One could also think Tesla could use such a method to "merge" the content from all 3 front-facing cameras. (one simple example)
For reference, here are the FOVs of all 3 front-facing windshield cameras:
  • Main Forward Camera: Max distance 150m with 50° field of view

  • Narrow Forward Camera: Max distance 250m with 35° field of view

  • Wide Forward Camera: Max distance 60m with 150° field of view
We know that the Wide camera is used for rain/snow detection for the auto wipers. Apparently the other two can "focus" through the blur cause by raindrops.
I could imagine Tesla could use the patent above to selectively choose data from either 3 of these cameras to provide the clearest scene possible for the perception engine.

Tesla/Elon has stated at multiple occasions that the AP "re-write" will be able to stitch content from all outward facing cameras to view its surroundings in 3D (creating a 3D point cloud from video, probably with a color attached to their respective 3D point).
Just cropping in the Narrow FOV into the Main FOV for example is probably not the most robust way to go.
If there's a bug in front of the Narrow FOV camera, maybe it's best to ignore it, or maybe just use the "good" data.
Maybe the main camera is affected by glare from oncomming sun in the sky, how is that issue detected and how can I selectively choose data from the overlapping images to improve the dataset?

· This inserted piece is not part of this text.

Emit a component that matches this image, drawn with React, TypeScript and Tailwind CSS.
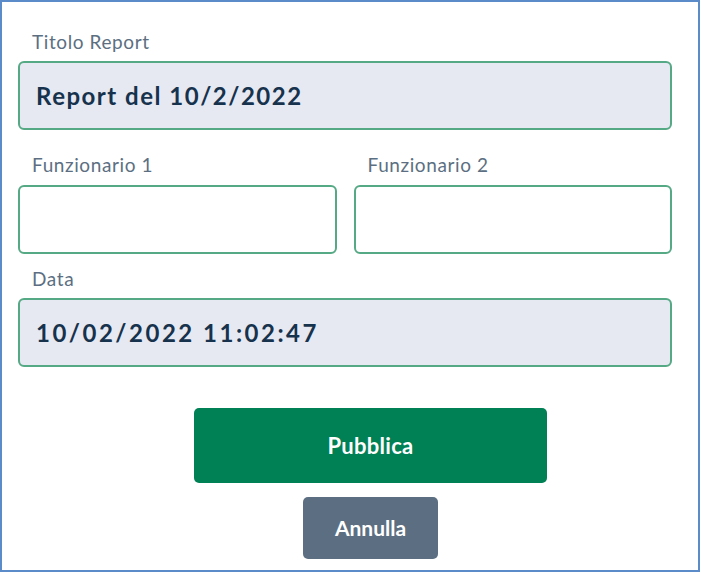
import React from "react";

const Label = ({ children }: { children: React.ReactNode }) => (
  <label className="block pl-[14px] text-[19px] leading-[22px] tracking-[0.6px] text-[#5c6f82]">{children}</label>
);

const Field = ({ value, wide }: { value?: string; wide?: boolean }) => (
  <div
    className={`flex h-[69px] items-center rounded-[6px] border-2 border-[#55a985] px-4 text-[24px] font-bold text-[#17324d] ${
      value !== undefined ? "bg-[#e6e9f2]" : "bg-white"
    } ${wide ? "tracking-[2.5px]" : "tracking-[1.5px]"}`}
  >
    {value}
  </div>
);

export default function App() {
  return (
    <div
      className="h-[573px] w-[701px] bg-white"
      style={{ fontFamily: "Lato, 'Open Sans', sans-serif" }}
    >
      <div className="flex h-[572px] w-[700px] flex-col border-2 border-[#5b8bc9] pl-4 pr-[26px] pt-[29px]">
        <Label>Titolo Report</Label>
        <div className="mt-[8px]">
          <Field value="Report del 10/2/2022" />
        </div>

        <div className="mt-[24px] grid grid-cols-2 gap-[17px]">
          <div>
            <Label>Funzionario 1</Label>
            <div className="mt-[9px]">
              <Field />
            </div>
          </div>
          <div>
            <Label>Funzionario 2</Label>
            <div className="mt-[9px]">
              <Field />
            </div>
          </div>
        </div>

        <div className="mt-[14px]">
          <Label>Data</Label>
          <div className="mt-[8px]">
            <Field value="10/02/2022 11:02:47" wide />
          </div>
        </div>

        <div className="ml-[176px] mt-[41px] flex w-[353px] flex-col items-center gap-[14px]">
          <button className="h-[75px] w-full rounded-[5px] bg-[#008055] text-[22px] font-bold tracking-[0.3px] text-white">
            Pubblica
          </button>
          <button className="h-[62px] w-[135px] rounded-[5px] bg-[#5c6f82] text-[21px] font-bold text-white">
            Annulla
          </button>
        </div>
      </div>
    </div>
  );
}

As J1mbo notes, the network could be trained by introducing artefacts although I would also think comparing real data from overlapping FOVs would help automatically identify occlusions/loss of data.
The "augmentation" could be sourced from redundant sensor data from overlapping FOVs or local color/blur/noise filters as they describe in the patent.
Technologies like this would seem to be a key foundation to allow merging/redundancy of thoses 3 cameras into 1 and could also be used for any other overlapping regions between the 8 cameras or in the non-overlapping regions using the described filters.